#### Work instructions
Wherever a line holds the string "this", copy that line.

Records with interface code:
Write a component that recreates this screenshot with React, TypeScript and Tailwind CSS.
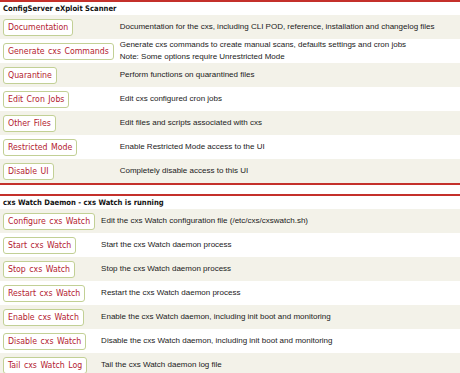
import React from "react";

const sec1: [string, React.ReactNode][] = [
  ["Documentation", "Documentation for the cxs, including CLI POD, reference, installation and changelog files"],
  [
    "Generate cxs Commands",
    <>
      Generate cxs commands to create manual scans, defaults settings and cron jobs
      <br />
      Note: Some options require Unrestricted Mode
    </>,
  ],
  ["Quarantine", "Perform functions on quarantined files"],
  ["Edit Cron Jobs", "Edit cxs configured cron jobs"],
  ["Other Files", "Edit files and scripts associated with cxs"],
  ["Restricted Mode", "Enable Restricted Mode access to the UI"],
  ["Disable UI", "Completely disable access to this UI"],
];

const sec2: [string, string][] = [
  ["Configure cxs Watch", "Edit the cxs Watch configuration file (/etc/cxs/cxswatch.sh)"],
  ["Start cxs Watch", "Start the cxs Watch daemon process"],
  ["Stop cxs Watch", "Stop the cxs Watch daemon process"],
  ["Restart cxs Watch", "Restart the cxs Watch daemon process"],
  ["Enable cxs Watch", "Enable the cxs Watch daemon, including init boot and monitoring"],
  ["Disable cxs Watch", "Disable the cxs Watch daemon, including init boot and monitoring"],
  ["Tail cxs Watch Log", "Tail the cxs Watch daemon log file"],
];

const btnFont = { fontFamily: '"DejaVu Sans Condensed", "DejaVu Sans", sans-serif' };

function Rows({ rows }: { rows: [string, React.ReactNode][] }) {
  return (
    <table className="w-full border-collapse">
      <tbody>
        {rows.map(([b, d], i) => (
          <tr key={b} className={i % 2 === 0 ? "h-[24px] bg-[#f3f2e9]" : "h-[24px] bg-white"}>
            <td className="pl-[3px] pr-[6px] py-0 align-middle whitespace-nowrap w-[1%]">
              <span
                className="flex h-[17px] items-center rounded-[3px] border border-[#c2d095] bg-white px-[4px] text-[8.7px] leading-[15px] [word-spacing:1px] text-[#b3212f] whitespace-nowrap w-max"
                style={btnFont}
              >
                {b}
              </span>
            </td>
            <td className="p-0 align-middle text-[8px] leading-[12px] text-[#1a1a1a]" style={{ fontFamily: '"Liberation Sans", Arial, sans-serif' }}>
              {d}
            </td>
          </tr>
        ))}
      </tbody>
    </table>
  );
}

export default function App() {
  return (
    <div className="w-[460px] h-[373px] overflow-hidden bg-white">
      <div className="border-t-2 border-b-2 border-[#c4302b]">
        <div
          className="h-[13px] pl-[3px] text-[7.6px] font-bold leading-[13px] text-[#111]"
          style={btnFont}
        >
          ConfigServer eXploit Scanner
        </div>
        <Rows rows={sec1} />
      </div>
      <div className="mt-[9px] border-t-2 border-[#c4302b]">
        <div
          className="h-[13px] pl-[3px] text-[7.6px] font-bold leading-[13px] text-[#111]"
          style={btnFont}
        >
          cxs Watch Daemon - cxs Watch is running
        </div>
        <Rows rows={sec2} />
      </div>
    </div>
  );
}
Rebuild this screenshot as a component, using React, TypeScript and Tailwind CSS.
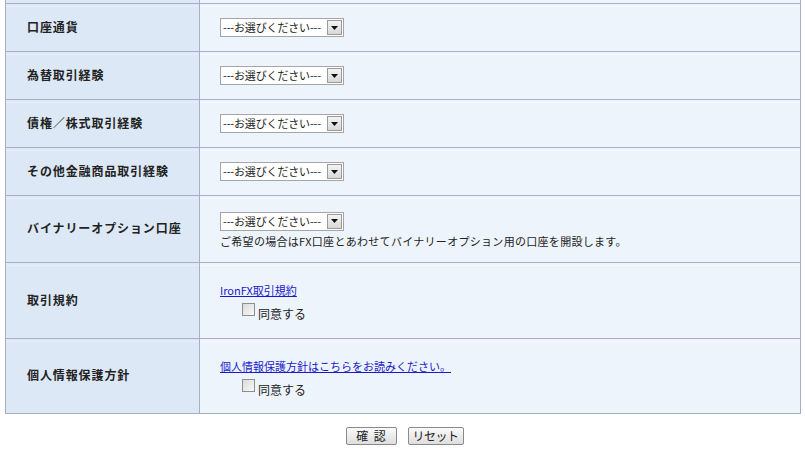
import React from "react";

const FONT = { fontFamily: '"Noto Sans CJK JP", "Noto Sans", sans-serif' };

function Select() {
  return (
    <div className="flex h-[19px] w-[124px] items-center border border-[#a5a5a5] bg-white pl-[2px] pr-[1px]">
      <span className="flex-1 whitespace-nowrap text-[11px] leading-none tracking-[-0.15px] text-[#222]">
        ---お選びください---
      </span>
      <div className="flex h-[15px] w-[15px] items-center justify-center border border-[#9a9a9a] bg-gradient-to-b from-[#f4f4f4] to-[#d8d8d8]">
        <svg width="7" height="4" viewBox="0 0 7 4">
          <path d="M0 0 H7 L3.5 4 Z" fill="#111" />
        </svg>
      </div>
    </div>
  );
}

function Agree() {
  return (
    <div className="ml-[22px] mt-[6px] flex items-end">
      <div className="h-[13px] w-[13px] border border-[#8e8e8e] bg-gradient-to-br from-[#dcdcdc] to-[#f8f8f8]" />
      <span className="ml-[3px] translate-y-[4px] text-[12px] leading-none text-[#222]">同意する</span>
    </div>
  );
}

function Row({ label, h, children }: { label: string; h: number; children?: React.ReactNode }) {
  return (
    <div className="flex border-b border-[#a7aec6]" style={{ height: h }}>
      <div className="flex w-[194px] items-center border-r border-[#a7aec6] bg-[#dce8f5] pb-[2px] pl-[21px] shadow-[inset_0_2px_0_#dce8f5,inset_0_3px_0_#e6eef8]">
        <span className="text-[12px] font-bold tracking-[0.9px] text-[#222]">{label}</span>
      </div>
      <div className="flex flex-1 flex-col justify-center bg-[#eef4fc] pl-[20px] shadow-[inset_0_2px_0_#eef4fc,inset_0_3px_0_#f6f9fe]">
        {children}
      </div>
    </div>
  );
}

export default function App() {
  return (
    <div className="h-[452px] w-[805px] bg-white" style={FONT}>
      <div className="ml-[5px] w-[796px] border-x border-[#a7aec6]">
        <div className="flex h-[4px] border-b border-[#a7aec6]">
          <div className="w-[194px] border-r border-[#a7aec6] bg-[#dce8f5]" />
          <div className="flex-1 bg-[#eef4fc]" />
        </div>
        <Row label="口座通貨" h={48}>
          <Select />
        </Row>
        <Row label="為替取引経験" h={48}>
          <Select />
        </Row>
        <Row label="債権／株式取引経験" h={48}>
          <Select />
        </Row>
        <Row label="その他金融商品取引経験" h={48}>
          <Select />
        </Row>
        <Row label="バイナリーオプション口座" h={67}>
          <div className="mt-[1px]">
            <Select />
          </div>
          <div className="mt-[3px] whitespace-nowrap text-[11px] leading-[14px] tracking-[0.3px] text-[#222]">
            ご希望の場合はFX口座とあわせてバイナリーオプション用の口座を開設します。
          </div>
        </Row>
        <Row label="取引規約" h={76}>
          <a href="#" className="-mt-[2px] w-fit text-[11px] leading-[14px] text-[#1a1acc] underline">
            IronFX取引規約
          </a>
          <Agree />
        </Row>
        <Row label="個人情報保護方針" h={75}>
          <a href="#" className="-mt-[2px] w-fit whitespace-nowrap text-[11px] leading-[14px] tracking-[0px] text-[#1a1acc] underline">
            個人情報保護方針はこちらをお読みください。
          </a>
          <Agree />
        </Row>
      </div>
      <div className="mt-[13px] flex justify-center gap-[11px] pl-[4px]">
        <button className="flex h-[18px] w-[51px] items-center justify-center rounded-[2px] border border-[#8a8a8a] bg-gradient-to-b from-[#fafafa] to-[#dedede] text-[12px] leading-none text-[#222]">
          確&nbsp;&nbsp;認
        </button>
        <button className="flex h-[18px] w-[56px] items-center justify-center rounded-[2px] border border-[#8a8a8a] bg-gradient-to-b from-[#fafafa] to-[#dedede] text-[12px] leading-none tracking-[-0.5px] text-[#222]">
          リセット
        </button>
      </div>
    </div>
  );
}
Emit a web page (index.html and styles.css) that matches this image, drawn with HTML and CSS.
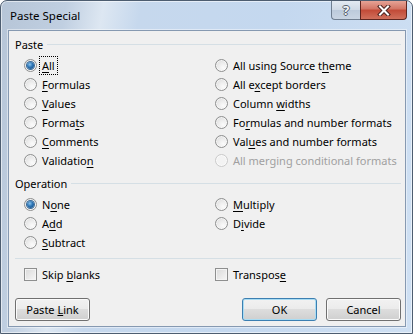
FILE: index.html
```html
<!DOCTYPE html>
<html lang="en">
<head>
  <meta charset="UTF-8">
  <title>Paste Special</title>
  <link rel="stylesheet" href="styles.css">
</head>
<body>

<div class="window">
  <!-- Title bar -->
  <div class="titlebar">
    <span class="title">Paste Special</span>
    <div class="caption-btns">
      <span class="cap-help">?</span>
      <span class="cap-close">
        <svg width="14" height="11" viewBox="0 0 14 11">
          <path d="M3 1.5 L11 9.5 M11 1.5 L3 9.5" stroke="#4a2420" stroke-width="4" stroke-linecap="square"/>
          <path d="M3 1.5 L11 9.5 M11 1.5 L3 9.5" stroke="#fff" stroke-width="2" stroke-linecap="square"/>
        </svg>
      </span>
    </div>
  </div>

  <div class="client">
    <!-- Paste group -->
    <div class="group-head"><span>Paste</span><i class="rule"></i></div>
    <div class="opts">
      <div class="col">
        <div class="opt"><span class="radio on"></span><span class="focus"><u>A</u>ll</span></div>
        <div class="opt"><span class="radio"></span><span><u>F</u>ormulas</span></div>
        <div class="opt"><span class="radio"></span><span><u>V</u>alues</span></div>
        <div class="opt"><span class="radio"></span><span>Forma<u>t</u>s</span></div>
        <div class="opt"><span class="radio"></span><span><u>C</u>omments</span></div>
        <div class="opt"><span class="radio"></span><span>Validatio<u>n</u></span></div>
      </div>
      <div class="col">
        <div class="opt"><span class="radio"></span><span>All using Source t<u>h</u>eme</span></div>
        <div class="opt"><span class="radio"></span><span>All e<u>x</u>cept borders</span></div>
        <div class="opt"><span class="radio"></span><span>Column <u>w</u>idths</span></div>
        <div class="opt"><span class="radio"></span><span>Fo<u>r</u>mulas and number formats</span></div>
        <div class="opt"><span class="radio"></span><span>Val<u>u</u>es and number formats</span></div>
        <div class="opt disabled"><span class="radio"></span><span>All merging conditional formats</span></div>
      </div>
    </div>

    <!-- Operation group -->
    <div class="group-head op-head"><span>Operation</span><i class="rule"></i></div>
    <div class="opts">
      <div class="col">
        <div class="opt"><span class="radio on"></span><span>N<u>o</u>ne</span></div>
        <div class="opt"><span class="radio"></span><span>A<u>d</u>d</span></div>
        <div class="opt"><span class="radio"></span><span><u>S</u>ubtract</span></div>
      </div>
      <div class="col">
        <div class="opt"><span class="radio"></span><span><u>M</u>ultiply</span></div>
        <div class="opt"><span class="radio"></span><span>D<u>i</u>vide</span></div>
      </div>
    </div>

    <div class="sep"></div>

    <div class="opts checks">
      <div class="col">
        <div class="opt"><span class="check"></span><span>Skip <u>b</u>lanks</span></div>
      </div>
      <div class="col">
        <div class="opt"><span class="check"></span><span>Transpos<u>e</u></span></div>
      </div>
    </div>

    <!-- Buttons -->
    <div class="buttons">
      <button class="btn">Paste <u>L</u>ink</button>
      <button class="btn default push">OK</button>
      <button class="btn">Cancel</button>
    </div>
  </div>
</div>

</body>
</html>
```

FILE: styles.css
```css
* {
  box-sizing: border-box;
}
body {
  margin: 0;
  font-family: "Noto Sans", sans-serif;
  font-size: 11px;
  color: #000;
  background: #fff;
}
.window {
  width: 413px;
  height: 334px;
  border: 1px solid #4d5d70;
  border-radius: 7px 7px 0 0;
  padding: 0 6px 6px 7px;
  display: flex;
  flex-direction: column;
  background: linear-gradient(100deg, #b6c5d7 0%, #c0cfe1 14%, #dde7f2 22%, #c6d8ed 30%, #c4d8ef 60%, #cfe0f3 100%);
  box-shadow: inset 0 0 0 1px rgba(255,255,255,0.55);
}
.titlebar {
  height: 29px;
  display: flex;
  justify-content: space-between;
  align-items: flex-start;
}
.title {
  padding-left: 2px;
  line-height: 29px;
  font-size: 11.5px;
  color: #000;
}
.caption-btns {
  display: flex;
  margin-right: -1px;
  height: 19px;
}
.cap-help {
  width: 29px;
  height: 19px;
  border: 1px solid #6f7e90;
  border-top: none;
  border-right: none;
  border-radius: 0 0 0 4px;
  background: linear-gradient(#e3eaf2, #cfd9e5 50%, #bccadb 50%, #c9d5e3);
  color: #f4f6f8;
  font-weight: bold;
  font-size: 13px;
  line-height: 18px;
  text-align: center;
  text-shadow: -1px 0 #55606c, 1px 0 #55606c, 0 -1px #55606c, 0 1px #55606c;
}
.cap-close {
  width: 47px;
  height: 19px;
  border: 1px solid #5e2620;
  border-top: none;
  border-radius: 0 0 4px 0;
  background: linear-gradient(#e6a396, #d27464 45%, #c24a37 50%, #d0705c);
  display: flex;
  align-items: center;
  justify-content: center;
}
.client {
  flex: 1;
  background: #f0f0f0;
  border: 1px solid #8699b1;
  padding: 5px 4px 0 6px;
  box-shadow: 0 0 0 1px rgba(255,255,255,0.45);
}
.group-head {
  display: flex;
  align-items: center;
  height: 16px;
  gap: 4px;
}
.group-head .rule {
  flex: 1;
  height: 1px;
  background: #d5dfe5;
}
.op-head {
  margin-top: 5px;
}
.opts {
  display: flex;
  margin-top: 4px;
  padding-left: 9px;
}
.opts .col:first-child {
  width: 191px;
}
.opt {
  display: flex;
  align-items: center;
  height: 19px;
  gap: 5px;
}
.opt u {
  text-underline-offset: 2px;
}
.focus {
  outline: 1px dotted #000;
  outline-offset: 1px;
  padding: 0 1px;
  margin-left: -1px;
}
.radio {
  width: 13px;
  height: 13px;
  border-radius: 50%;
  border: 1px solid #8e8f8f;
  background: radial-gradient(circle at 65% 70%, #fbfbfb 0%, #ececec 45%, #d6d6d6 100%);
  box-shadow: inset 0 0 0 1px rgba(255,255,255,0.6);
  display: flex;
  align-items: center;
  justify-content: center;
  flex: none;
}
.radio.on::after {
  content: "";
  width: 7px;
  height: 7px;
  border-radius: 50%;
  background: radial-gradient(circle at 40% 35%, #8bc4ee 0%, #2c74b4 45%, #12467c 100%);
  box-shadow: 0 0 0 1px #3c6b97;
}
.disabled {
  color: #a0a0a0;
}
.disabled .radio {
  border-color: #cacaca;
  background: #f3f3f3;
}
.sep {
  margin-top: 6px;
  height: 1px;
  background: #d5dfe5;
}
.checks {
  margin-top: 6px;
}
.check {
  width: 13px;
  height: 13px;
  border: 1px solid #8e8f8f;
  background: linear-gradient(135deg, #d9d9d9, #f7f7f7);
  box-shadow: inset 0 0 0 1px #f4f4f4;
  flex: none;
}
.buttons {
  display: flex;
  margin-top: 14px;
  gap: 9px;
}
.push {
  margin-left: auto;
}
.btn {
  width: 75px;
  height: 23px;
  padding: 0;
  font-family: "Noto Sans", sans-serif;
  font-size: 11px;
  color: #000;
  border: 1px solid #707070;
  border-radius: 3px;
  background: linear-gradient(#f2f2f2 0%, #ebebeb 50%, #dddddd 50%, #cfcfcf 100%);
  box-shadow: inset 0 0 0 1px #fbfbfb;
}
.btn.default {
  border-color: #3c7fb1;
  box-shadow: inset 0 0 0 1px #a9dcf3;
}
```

#### The result
Write a component that recreates this screenshot with React, TypeScript and Tailwind CSS.
  ["Disable UI", "Completely disable access to this UI"],
Rebuild this screenshot as a component, using React, TypeScript and Tailwind CSS.
Emit a web page (index.html and styles.css) that matches this image, drawn with HTML and CSS.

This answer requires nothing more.